16. Could it be posited that a vehicle which is embraced within the comprehension of the word 'plant' becomes new every time either an engine or any other part of the vehicle is replaced by a new one We feel that such a connotation would be inconsistent with the concept of newness. It is manifest from Clause (vi-a) that the normal depreciation is allowed only in respect of machinery and plant. We feel that the expression 'machinery or plant' could not be invested with the meaning 'a part of a machinery or a part of a plant.'

17. It is not contended that the normal depreciation allowance is admissible not only in regard to the machinery or a plant or a self-sufficient unit but also in regard to every part of the machinery or a plant. Clause (vi-b) says that development rebate is permissible in regard to machinery or plant which is used for the purposes of the business carried on by the assessee. We find it difficult to lay down that an engine or a spare part which is to be fitted into a motor vehicle is used for the purposes of the business. A diesel engine or a spare part as such cannot be used de hois the motor vehicle for the business of the assessee. They will become useful only when they are fitted into the vehicle which could be used for the purpose of the business of the assessee.

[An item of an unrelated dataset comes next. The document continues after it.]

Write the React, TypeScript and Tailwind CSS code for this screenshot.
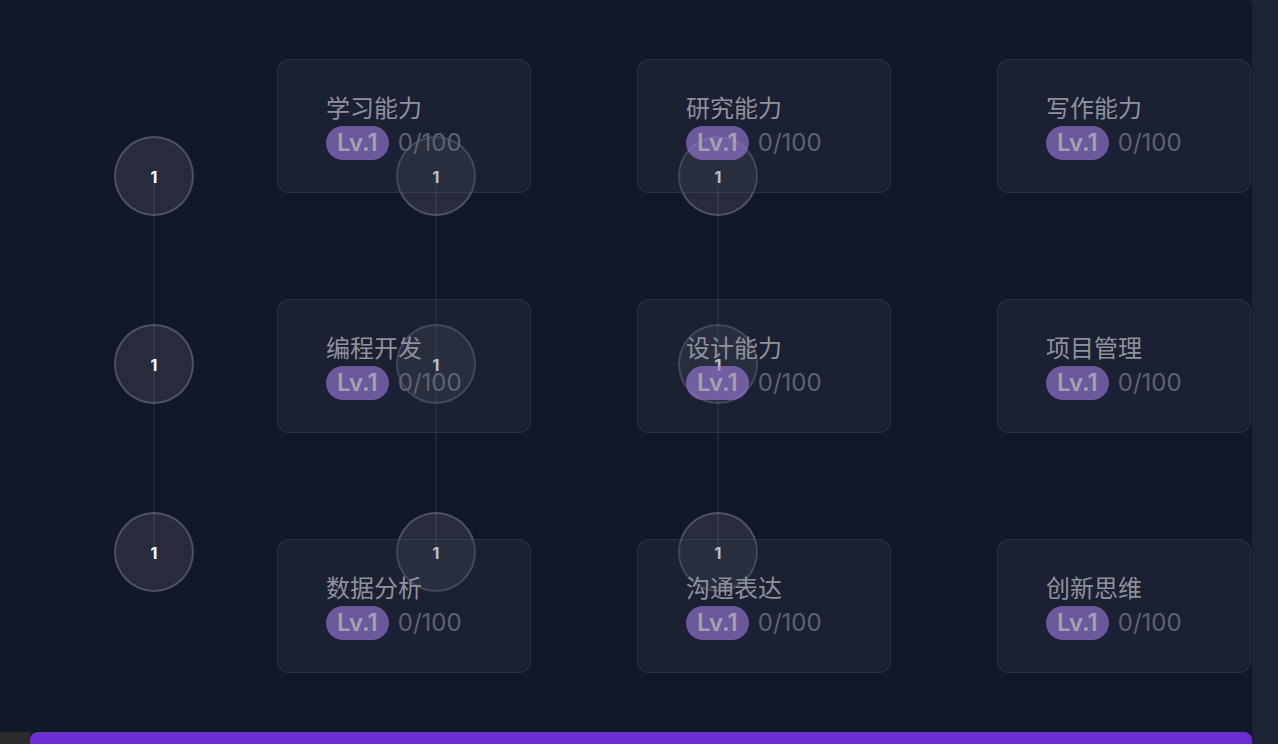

18. We further feel that the expression 'installation' would not be apt or appropriate with reference to the fitting of an engine or a spare part, however, big or important it might be, into a motor vehicle. The deeper we go into the matter the deeper is our conviction that it is only a machinery which forms a unit or a self-sufficient unit that falls within the intendment of Clause (vi-a) or Clause (vi-b) and an engine or a part which forms part of a motor vehicle could not be described as a machinery or a plant for the purposes of Sub-clauses (a) and (b). It follows that the Income Tax Appellate Tribunal was right in rejecting the claim of the assessee for additional depreciation allowance and also development rebate-under Clauses (vi-a) and (vi-b) of Section 10 (2).

19. In the result, the reference is answered in favour of the department and against the assesses. The parties will bear their own costs.